Audit Committee. The members of the Audit Committee are Charles B. Bonner, who acts as Chairman of the Committee, Michael P. Schall and Walter L. Henning. Each of the Audit Committee members are independent for purposes of the Nasdaq Marketplace Rules as they apply to audit committee members. Mr. Bonner is an audit committee financial expert, as defined in the rules of the Securities and Exchange Commission. The Audit Committee held four meetings during the fiscal year ended December 26, 2004. The Committee operates under a written charter adopted by the Board of Directors, a copy of which will be provided free of charge to any stockholder upon written request to Scott Wheeler, Secretary, Monterey Gourmet Foods, Inc. 1528 Moffett Street, Salinas, California 93905. The Audit Committee provides oversight of financial management and the independent auditors and ensuring that management is maintaining an adequate system of internal controls such that there is reasonable assurance that assets are safeguarded and that financial reports are properly prepared; that there is consistent application of generally accepted accounting principles; and that there is compliance with managements policies and procedures. In performing these functions, the Audit Committee meets periodically with the independent auditors and management to review their work and confirm that they are properly discharging their respective responsibilities. In addition, the Audit Committee is responsible for the appointment of the independent auditors.

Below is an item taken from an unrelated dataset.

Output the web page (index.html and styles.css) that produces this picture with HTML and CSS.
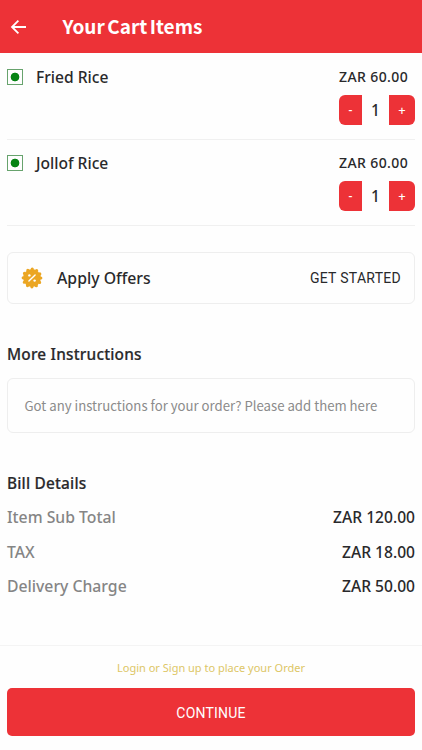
FILE: index.html
```html
<!DOCTYPE html>
<html lang="en">
<head>
<meta charset="utf-8">
<meta name="viewport" content="width=device-width">
<title>Your Cart Items</title>
<link rel="stylesheet" href="styles.css">
</head>
<body>
<div class="screen">
  <header class="topbar">
    <svg class="back" width="18" height="18" viewBox="0 0 18 18"><path d="M17 9H3M9.4 2.6L3 9l6.4 6.4" fill="none" stroke="#fff" stroke-width="1.8"/></svg>
    <h1 class="title">Your Cart Items</h1>
  </header>
  <main class="content">
    <section class="item">
      <span class="veg"></span>
      <span class="name">Fried Rice</span>
      <div class="side">
        <span class="price">ZAR 60.00</span>
        <div class="stepper"><button class="minus">-</button><span class="qty">1</span><button class="plus">+</button></div>
      </div>
    </section>
    <section class="item">
      <span class="veg"></span>
      <span class="name">Jollof Rice</span>
      <div class="side">
        <span class="price">ZAR 60.00</span>
        <div class="stepper"><button class="minus">-</button><span class="qty">1</span><button class="plus">+</button></div>
      </div>
    </section>
    <section class="offers">
      <svg class="badge" width="22" height="22" viewBox="0 0 22 22">
        <circle cx="11" cy="11" r="8.9" fill="#eba623"/>
        <circle cx="11" cy="11" r="8.8" fill="none" stroke="#eba623" stroke-width="3.2" stroke-linecap="round" stroke-dasharray="0 4.608"/>
        <path d="M7.9 14.1l6.2-6.2" stroke="#fff" stroke-width="1.4" stroke-linecap="round"/>
        <circle cx="8.4" cy="8.4" r="1.2" fill="#fff"/><circle cx="13.6" cy="13.6" r="1.2" fill="#fff"/>
      </svg>
      <span class="offers-label">Apply Offers</span>
      <span class="start">GET STARTED</span>
    </section>
    <h2 class="heading more">More Instructions</h2>
    <div class="note"><span>Got any instructions for your order? Please add them here</span></div>
    <h2 class="heading bill">Bill Details</h2>
    <div class="line"><span class="label">Item Sub Total</span><span class="amount">ZAR 120.00</span></div>
    <div class="line"><span class="label">TAX</span><span class="amount">ZAR 18.00</span></div>
    <div class="line"><span class="label">Delivery Charge</span><span class="amount">ZAR 50.00</span></div>
  </main>
  <footer class="footer">
    <span class="login">Login or Sign up to place your Order</span>
    <button class="continue">CONTINUE</button>
  </footer>
</div>
</body>
</html>
```
FILE: styles.css
```css
* { box-sizing: border-box; }
body { margin: 0; background: #fefefe; color: #29292b; font-family: "Noto Sans", sans-serif; font-weight: 500; }
button { border: 0; padding: 0; margin: 0; font: inherit; color: #fff; background: #ed3237; }
h1, h2 { margin: 0; }
span { white-space: nowrap; }
.screen { width: 422px; height: 750px; display: flex; flex-direction: column; overflow: hidden; }
.topbar { height: 53px; flex: none; background: #ed3237; display: flex; align-items: center; padding-left: 9px; }
.title { margin-left: 35.5px; margin-top: -1px; color: #fff; font: 700 19px/28px "Noto Sans CJK SC", sans-serif; word-spacing: -1.8px; white-space: nowrap; }
.content { flex: 1; display: flex; flex-direction: column; padding: 0 7px; }
.item { height: 86px; flex: none; border-bottom: 1px solid #f0f0f0; display: flex; align-items: flex-start; padding-top: 12px; font-size: 15.6px; line-height: 22px; }
.item:first-child { height: 87px; padding-top: 13px; }
.veg { width: 16px; height: 16px; margin-top: 3px; border: 1px solid #67a36d; background: radial-gradient(circle, #078414 4px, transparent 4.7px); }
.name { margin-left: 13px; }
.side { margin-left: auto; width: 76px; padding-top: 1px; }
.price { display: block; font-size: 14px; line-height: 20px; letter-spacing: 0.4px; }
.stepper { display: flex; height: 30px; margin-top: 8px; line-height: 30px; }
.minus { width: 23px; border-radius: 6px 0 0 6px; font-size: 12px; }
.qty { width: 27px; text-align: center; font-size: 15.5px; }
.plus { width: 26px; border-radius: 0 6px 6px 0; font-size: 13px; }
.offers { height: 52px; flex: none; margin-top: 26px; border: 1px solid #eee; border-radius: 6px; display: flex; align-items: center; padding: 0 13px; }
.offers-label { margin-left: 14px; font-size: 15.8px; }
.start { margin-left: auto; font: 400 14px/20px Roboto, sans-serif; letter-spacing: 0.28px; }
.heading { font-size: 15.4px; line-height: 22px; font-weight: 500; letter-spacing: 0.2px; white-space: nowrap; -webkit-text-stroke: 0.2px #29292b; }
.more { margin-top: 40px; }
.note { height: 55px; flex: none; margin-top: 12px; border: 1px solid #eee; border-radius: 6px; padding: 0 0 0 16.5px; display: flex; align-items: center; color: #8b8b8b; font: 400 13.2px/20px "Noto Sans CJK SC", sans-serif; }
.bill { margin-top: 40px; margin-bottom: 5px; }
.line { display: flex; justify-content: space-between; height: 34.5px; line-height: 34px; }
.label { color: #858585; font-size: 15.75px; }
.amount { font-size: 15.6px; }
.footer { height: 105px; flex: none; border-top: 1px solid #f4f4f4; padding: 12px 7px 0; display: flex; flex-direction: column; }
.login { text-align: center; color: #ddc666; font-size: 11px; font-weight: 400; line-height: 20px; }
.continue { height: 48px; margin-top: 10px; border-radius: 5px; font: 400 14px/48px Roboto, sans-serif; letter-spacing: 0.2px; padding-top: 1px; }
```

Compensation Committee. The members of the Compensation Committee are Van Tunstall, who acts as Chairman of the Committee, F. Christopher Cruger, and James Wong. Each of the members of the Compensation Committee is independent for purposes of the Nasdaq Marketplace Rules. The Compensation Committees function is to review and recommend executive compensation, including officer salary levels, incentive compensation programs and stock option grants. The Compensation Committee held four meetings during the fiscal year ended December 26, 2004.
Nominating Committee. The members of the Nominating Committee are Van Tunstall, who acts as Chairman of the Committee, and James Wong. Each of the members of the Nominating Committee is independent for purposes of the Nasdaq Marketplace Rules. The Nominating Committee researches and proposes potential candidates for the Companys Board of Directors and is responsible for executive recruitment matters. The Nominating Committee held four meetings during the fiscal year ended December 26, 2004.
Corporate Governance Committee. The members of the Corporate Governance Committee are the Chairman of the Board and Chairmen of the Audit Committee and Compensation Committee. R. Lance Hewitt, acts as Chairman of the Committee, and serves with Van Tunstall and Charles B. Bonner. Two of the three members of the Corporate Governance Committee are independent for purposes of the Nasdaq Marketplace Rules. The Corporate Governance Committee is responsible for overseeing matters of corporate governance, including the evaluation of the performance and practices of the Board of Directors. The Corporate Governance Committee held two meetings during the fiscal year ended December 26, 2004.